John Kerry a déjà évoqué avec malice le fait que cette politique étrangère russe remonte au XIXe siècle. Mais dans ce cas, Poutine et son équipe ont remonté un siècle de plus en s’inspirant de l’illustre prince Grigori Potemkine. Favori de Catherine la Grande, Potemkine a conçu la première annexion de la Crimée par la Russie et a été le premier gouverneur général de la « Nouvelle Russie » (Novorossiia) – territoires qui comprennent aujourd’hui le sud-est de l’Ukraine. Il a défendu le point de vue selon lequel le destin de la Russie se trouvait au sud et plaidé en conséquence pour une expansion dans les Balkans, le Caucase et le nord du Moyen-Orient. Le soi-disant « projet grec » de Catherine – un complot visant à étendre le contrôle russe autour de la mer Noire en démantelant l’Empire ottoman et en le remplaçant par la restauration de ce que l’on appelait autrefois Byzance en tant que marionnette russe – était un projet audacieux, une machination de Potemkine.
Le projet grec de Potemkine supposait une inimitié persistante entre les empires russe et ottoman. Au milieu du XIXe siècle, Nicolas Ier et son ministre des Affaires étrangères, Karl Nesselrode, ont tenté de retourner le scénario. Abandonnant l’approche de Potemkine, ils ont cherché à cultiver une amitié avec le sultan ottoman Mahmoud II et ont ainsi coupé les Ottomans de leur partenariat traditionnel avec les puissances d’Europe occidentale. Leur approche a réussi et, en 1833, les deux parties ont signé le traité d’Unkiar Skelessi. En contrepartie de l’adhésion aux exigences stratégiques russes – dont le principal accordait à la marine russe l’accès à la Méditerranée – le Sultan a reçu le plein soutien de l’Empire russe dans sa lutte contre ses opposants internes. Malheureusement pour Nicolas, cependant, ce traité à court terme ne pouvait pas conduire au réalignement permanent de l’Empire ottoman, en particulier compte tenu de l’hostilité du siècle dernier. Après la mort de Mahmoud, son fils Abdulmejid I s’est retourné vers les Britanniques et les Français pour résister à l’empiétement de la Russie. Ce qui est arrivé ensuite est bien connu : la Russie a subi une perte dévastatrice pendant la guerre de Crimée, qui a limité la marche du pouvoir russe vers la Méditerranée.

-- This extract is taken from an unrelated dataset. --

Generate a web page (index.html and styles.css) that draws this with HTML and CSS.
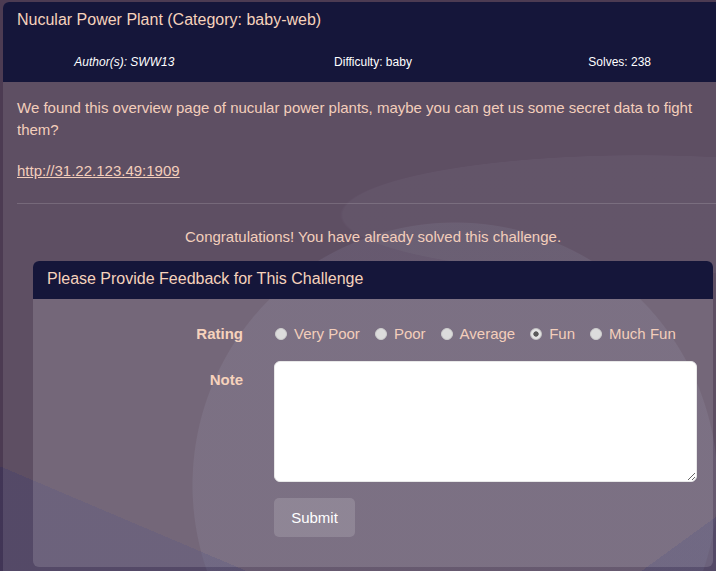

Comme ses deux contemporains, les efforts récents de Poutine auraient recueilli beaucoup de soutien de Potemkine. La prédilection du président à utiliser la station balnéaire de Sotchi sur la mer Noire comme capitale de facto (c’est l’endroit préféré de Poutine pour des sommets bilatéraux avec des leaders mondiaux et des événements tels que le Congrès du peuple syrien) relève la Russie du sud à l’importance que Potemkine envisageait. Potemkine aurait, bien sûr, applaudi ce que la Russie considère comme la deuxième annexion de la Crimée en 2014. Cela a permis à Moscou de refuser aux puissances rivales l’accès au bassin de la mer Noire en cas de conflit militaire. En effet, les éléments clés de l’offensive de la Russie en matière de soft power aujourd’hui – en soutenant le partenariat stratégique avec l’Arménie et en rapprochant la Géorgie de l’orbite russe – préservent ainsi les 250 ans du vieil héritage de Potemkine.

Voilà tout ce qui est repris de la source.